The Gaming Services segment is now underpinned by our high-quality Integrity Services business11 which continues to perform strongly. Integrity Services revenue increased 10% to $63.9m, and EBITDA increased 8%, driven by the new Tasmanian monitoring licence, higher monitored machines, and contracted CPI-linked price increases in NSW.

The sale of MAX Performance Solutions was completed in October 2023.

Summary and Trading

We are executing our TAB25 strategy. This is transforming our competitiveness, continuing to improve market share trends and creating a more efficient and effective organisation.

Australian wagering is a historically resilient market, growing at 6% CAGR and above GDP growth12. Recent weakness follows a period of abnormal digital growth through COVID, and we remain confident in the long-term growth outlook for the market, and for TAB to continue to grow market share.

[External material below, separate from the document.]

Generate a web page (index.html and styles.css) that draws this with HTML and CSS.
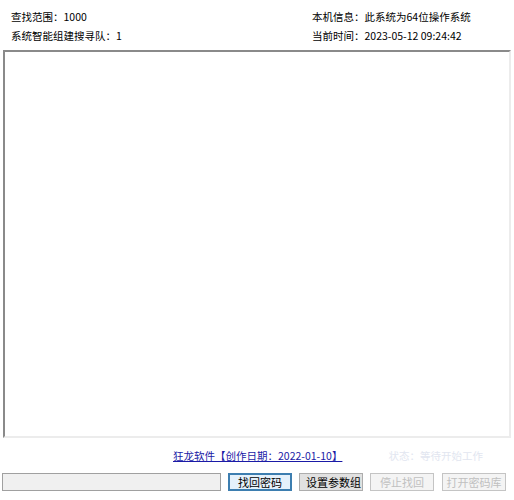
FILE: index.html
```html
<!DOCTYPE html>
<html lang="zh-CN">
<head>
    <meta charset="UTF-8">
    <title>找回密码</title>
    <link rel="stylesheet" href="styles.css">
</head>
<body>
    <div class="window">
        <div class="info">
            <div class="info-col">
                <div class="info-line">查找范围：1000</div>
                <div class="info-line">系统智能组建搜寻队：1</div>
            </div>
            <div class="info-col">
                <div class="info-line">本机信息：此系统为64位操作系统</div>
                <div class="info-line">当前时间：2023-05-12 09:24:42</div>
            </div>
        </div>
        <div class="result-box"></div>
        <div class="link-row">
            <a class="author-link" href="#">狂龙软件【创作日期：2022-01-10】</a>
            <span class="status-text">状态：等待开始工作</span>
        </div>
        <div class="action-row">
            <input type="text" class="path-input">
            <button type="button" class="btn btn-focus">找回密码</button>
            <button type="button" class="btn btn-clip">设置参数组</button>
            <button type="button" class="btn" disabled>停止找回</button>
            <button type="button" class="btn" disabled>打开密码库</button>
        </div>
    </div>
</body>
</html>
```

FILE: styles.css
```css
body {
    margin: 0;
    padding: 0;
    background-color: #fff;
    font-family: "Noto Sans CJK SC", "DejaVu Sans", sans-serif;
    font-size: 10.5px;
    color: #000;
}
.window {
    width: 514px;
    height: 500px;
}
.info {
    display: grid;
    grid-template-columns: 301px 1fr;
    padding: 7px 0 0 11px;
}
.info-line {
    height: 19px;
    line-height: 19px;
    white-space: nowrap;
}
.result-box {
    margin: 5px 3px 0 3px;
    height: 384px;
    border-top: 2px solid #8a8a8a;
    border-left: 2px solid #8a8a8a;
    border-right: 2px solid #ececec;
    border-bottom: 2px solid #ececec;
    background: #fff;
}
.link-row {
    display: flex;
    align-items: center;
    height: 18px;
    margin-top: 8px;
}
.author-link {
    margin-left: 173px;
    color: #1a1aa6;
    text-decoration: underline;
    white-space: nowrap;
}
.status-text {
    margin-left: 46px;
    color: #e2e6f0;
    white-space: nowrap;
}
.action-row {
    display: flex;
    align-items: center;
    margin-top: 9px;
    padding-left: 2px;
    gap: 7px;
}
.path-input {
    box-sizing: border-box;
    width: 219px;
    height: 18px;
    margin: 0;
    padding: 0 3px;
    border: 1px solid #a0a0a0;
    background: #f0f0f0;
}
.btn {
    box-sizing: border-box;
    width: 64px;
    height: 18px;
    margin: 0;
    padding: 0;
    font-family: inherit;
    font-size: 11px;
    line-height: 14px;
    color: #000;
    background: #e1e1e1;
    border: 1px solid #adadad;
    white-space: nowrap;
    overflow: hidden;
}
.btn-focus {
    background: #e5f1fb;
    border: 2px solid #3d7eb0;
}
.btn-clip {
    text-align: left;
    padding-left: 6px;
}
.btn:disabled {
    background: #f4f4f4;
    border-color: #c4c4c4;
    color: #c0c0c0;
}
.btn:last-child {
    margin-left: 1px;
}
```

10 Excluding insurance proceeds benefit of $11m in 1H23.
11 Comprises MAX Regulatory Services and non-monitoring revenue linked to monitoring contracts.
12 Based on Company reports and internal estimates

January 2024 Trading13

• Continuing to compete strongly in the Australian wagering market
• Group revenue -3.9%
• Wagering turnover -5.4%. Improved yields and generosity efficiency benefitted wagering net revenue performance with Wagering & Media revenue -2.3%

Dividend

Tabcorp has announced an interim dividend of 1.0 cents per share (cps) fully franked. The interim dividend is payable on 21 March 2024 to shareholders registered at 28 February 2024.

The ex-dividend date is 27 February 2024. The interim dividend represents a payout ratio of 111% of NPAT before significant items and equity accounted loss, reflecting the Company’s strong financial position and confidence in the Company’s trading outlook. The Company’s Dividend Reinvestment Plan will operate in respect of the interim dividend with no discount.